In The Whistling Sands, the sounds of the sea and the wind, gathered from the Leasowe coast in Merseyside, become oppressive shrouds for echoing whistles and electronic sizzles. Clarkson took his inspiration for this track from MR James’s 1903 story, Oh, Whistle and I’ll Come to You My Lad, and this piece perfectly embodies the mysterious atmosphere of that story (and its 1968 film adaptation), part horror tale and part chronicle of mental collapse.

It’s so desolate, in fact, that the seagull calls heralding the start of the following track, Hilbre Island 53​.​375 N 3​.​2175 W, seem shockingly dissonant, erupting with an almost metallic burst of noise. Once the shock of these sounds has faded, however, this piece is relatively tranquil. The field recordings – this time of the Hilbre Island nature reserve – are interwoven with simple melodies from the Bloom generative music app and occasional percussion and chime interventions. Still, I can’t help finding the constant gull noise a tad unnerving, a feeling accentuated by an occasional hollow booming sound in the background (probably the wind, but you never know, right?).

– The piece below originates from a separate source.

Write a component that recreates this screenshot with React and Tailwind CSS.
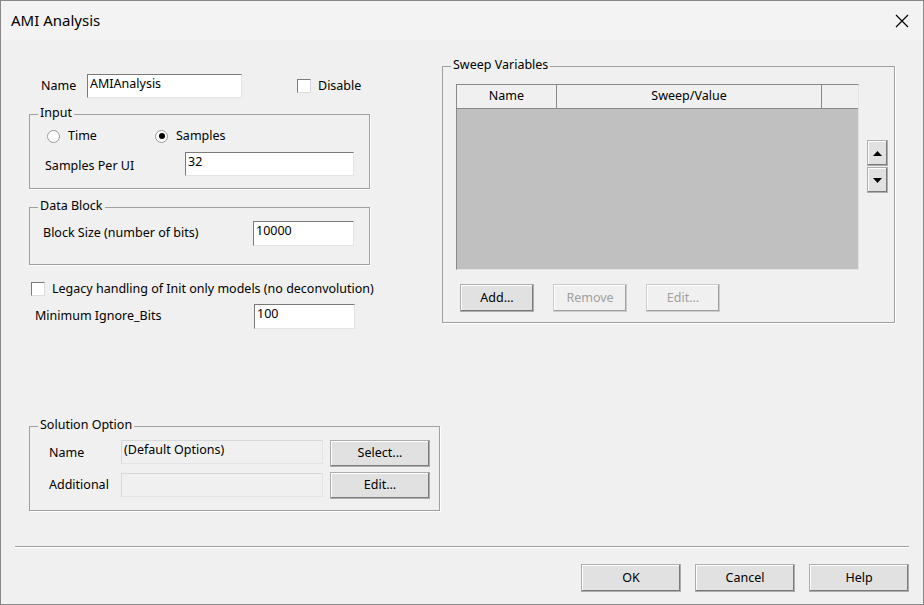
import React from "react";

const F = { fontFamily: '"Noto Sans", "Open Sans", sans-serif' };

function Btn({ children, disabled, className = "" }) {
  return (
    <div className={`flex items-center justify-center bg-[#e1e1e1] border border-[#adadad] shadow-[inset_-1px_-1px_0_#7a7a7a,inset_1px_1px_0_#fff] text-[12.5px] ${disabled ? "text-[#a0a0a0] bg-[#f0f0f0] border-[#cccccc] shadow-[inset_-1px_-1px_0_#a0a0a0,inset_1px_1px_0_#fff]" : "text-black"} ${className}`}>
      {children}
    </div>
  );
}

function Input({ value, className = "", grey }) {
  return (
    <div className={`border border-[#7a7a7a] border-r-[#e3e3e3] border-b-[#e3e3e3] ${grey ? "bg-[#f0f0f0] border-[#d8d8d8]" : "bg-white"} text-[12.5px] leading-[18px] px-[2px] ${className}`}>
      {value}
    </div>
  );
}

function Group({ label, className = "", children }) {
  return (
    <div className={`relative border border-[#a0a0a0] shadow-[1px_1px_0_#fff] ${className}`}>
      <span className="absolute -top-[10px] left-[8px] bg-[#f0f0f0] px-[2px] text-[12.5px] leading-[16px]">{label}</span>
      {children}
    </div>
  );
}

function Check() {
  return <div className="w-[14px] h-[14px] bg-white border border-[#7a7a7a] border-r-[#dcdcdc] border-b-[#dcdcdc]" />;
}

function Radio({ on }) {
  return (
    <div className="w-[13px] h-[13px] rounded-full bg-white border border-[#9a9a9a] flex items-center justify-center">
      {on && <div className="w-[6px] h-[6px] rounded-full bg-black" />}
    </div>
  );
}

export default function App() {
  return (
    <div style={F} className="w-[924px] h-[605px] bg-[#f0f0f0] text-black text-[12.5px] flex flex-col overflow-hidden border border-[#888]">
      <div className="h-[39px] bg-[#f3f3f3] flex items-center justify-between pl-[10px] pr-[14px] shrink-0">
        <span className="text-[15px]">AMI Analysis</span>
        <svg width="14" height="14" viewBox="0 0 14 14"><path d="M1 1L13 13M13 1L1 13" stroke="#000" strokeWidth="1.2" /></svg>
      </div>
      <div className="flex">
        <div className="w-[411px] ml-[28px] flex flex-col">
          <div className="mt-[34px] h-[24px] flex items-center">
            <span className="ml-[12px] w-[46px]">Name</span>
            <Input value="AMIAnalysis" className="w-[155px] h-[24px]" />
            <div className="ml-[55px] flex items-center gap-[7px]"><Check /><span>Disable</span></div>
          </div>
          <Group label="Input" className="mt-[16px] w-[341px] h-[75px]">
            <div className="flex items-center mt-[13px] ml-[17px] h-[16px]">
              <Radio /><span className="ml-[8px] w-[87px]">Time</span>
              <Radio on /><span className="ml-[8px]">Samples</span>
            </div>
            <div className="flex items-center mt-[8px] h-[24px]">
              <span className="ml-[15px] w-[140px] mt-[4px]">Samples Per UI</span>
              <Input value="32" className="w-[169px] h-[24px]" />
            </div>
          </Group>
          <Group label="Data Block" className="mt-[18px] w-[341px] h-[58px]">
            <div className="flex items-center mt-[13px] h-[25px]">
              <span className="ml-[13px] w-[210px]">Block Size (number of bits)</span>
              <Input value="10000" className="w-[101px] h-[25px]" />
            </div>
          </Group>
          <div className="mt-[16px] flex items-center ml-[2px] h-[16px]">
            <Check /><span className="ml-[7px]">Legacy handling of Init only models (no deconvolution)</span>
          </div>
          <div className="mt-[7px] flex items-center h-[25px]">
            <span className="ml-[6px] w-[219px]">Minimum Ignore_Bits</span>
            <Input value="100" className="w-[101px] h-[25px]" />
          </div>
          <Group label="Solution Option" className="mt-[97px] w-[411px] h-[85px]">
            <div className="flex items-center mt-[13px] h-[26px]">
              <span className="ml-[19px] w-[72px]">Name</span>
              <Input grey value="(Default Options)" className="w-[202px] h-[24px] -mt-[2px]" />
              <Btn className="ml-[7px] w-[100px] h-[27px]">Select...</Btn>
            </div>
            <div className="flex items-center mt-[6px] h-[26px]">
              <span className="ml-[19px] w-[72px]">Additional</span>
              <Input grey value="" className="w-[202px] h-[24px]" />
              <Btn className="ml-[7px] w-[100px] h-[27px]">Edit...</Btn>
            </div>
          </Group>
        </div>
        <Group label="Sweep Variables" className="ml-[2px] mt-[26px] w-[453px] h-[257px]">
          <div className="flex">
            <div className="ml-[13px] mt-[17px] w-[403px] h-[186px] border border-[#8a8a8a] border-r-[#e3e3e3] border-b-[#e3e3e3] bg-[#c0c0c0] flex flex-col">
              <div className="h-[24px] flex bg-[#f0f0f0] border-b border-[#8a8a8a]">
                <div className="w-[100px] flex items-center justify-center border-r border-[#8a8a8a]">Name</div>
                <div className="w-[265px] flex items-center justify-center border-r border-[#8a8a8a]">Sweep/Value</div>
                <div className="flex-1" />
              </div>
            </div>
            <div className="ml-[8px] mt-[73px] flex flex-col gap-[1px]">
              <Btn className="w-[21px] h-[26px]"><svg width="9" height="5" viewBox="0 0 9 5"><path d="M4.5 0L9 5H0Z" fill="#000" /></svg></Btn>
              <Btn className="w-[21px] h-[26px]"><svg width="9" height="5" viewBox="0 0 9 5"><path d="M0 0H9L4.5 5Z" fill="#000" /></svg></Btn>
            </div>
          </div>
          <div className="flex mt-[14px] ml-[17px] gap-[19px]">
            <Btn className="w-[74px] h-[28px]">Add...</Btn>
            <Btn disabled className="w-[74px] h-[28px]">Remove</Btn>
            <Btn disabled className="w-[74px] h-[28px]">Edit...</Btn>
          </div>
        </Group>
      </div>
      <div className="mt-[35px] mx-[14px] h-[2px] border-t border-[#a0a0a0] border-b border-b-white" />
      <div className="mt-[16px] flex justify-end gap-[14px] pr-[14px]">
        <Btn className="w-[100px] h-[28px] border-[#555]">OK</Btn>
        <Btn className="w-[100px] h-[28px]">Cancel</Btn>
        <Btn className="w-[100px] h-[28px]">Help</Btn>
      </div>
    </div>
  );
}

Any respite from anxiety is only temporary, however, as the second half of the album brings the fragile walls of reality crashing down. In Lantern to Black Sea,  heavily echo-ed drum kicks and synthetic electronic tones disrupt the peaceful wave sounds. It is like being in some kind of prison, similar to that in Terry Gilliam’s Brazil,  where an illusion of bucolic peace is ruptured to show the coercive forces beneath.

Moments of lightness, when they do come, only accentuate the sense of existential dread. The simple glockenspiel melody in Longing and Loneliness, for example, is disconcerting rather than comforting, a ghost from the recesses of memory. And while Clarkson’s own notes to this piece position it as soundtrack to the everyday duties of the lighthouse keeper  – “trimming the wicks, replenishing fuel…climbing the stairs…..winding clockworks , cleaning lenses, windows…. climbing the stairs” – I can’t help feeling that this mundanity is hiding something much scarier, the long guitar phase and reedy rustle heralding an oncoming psychological storm.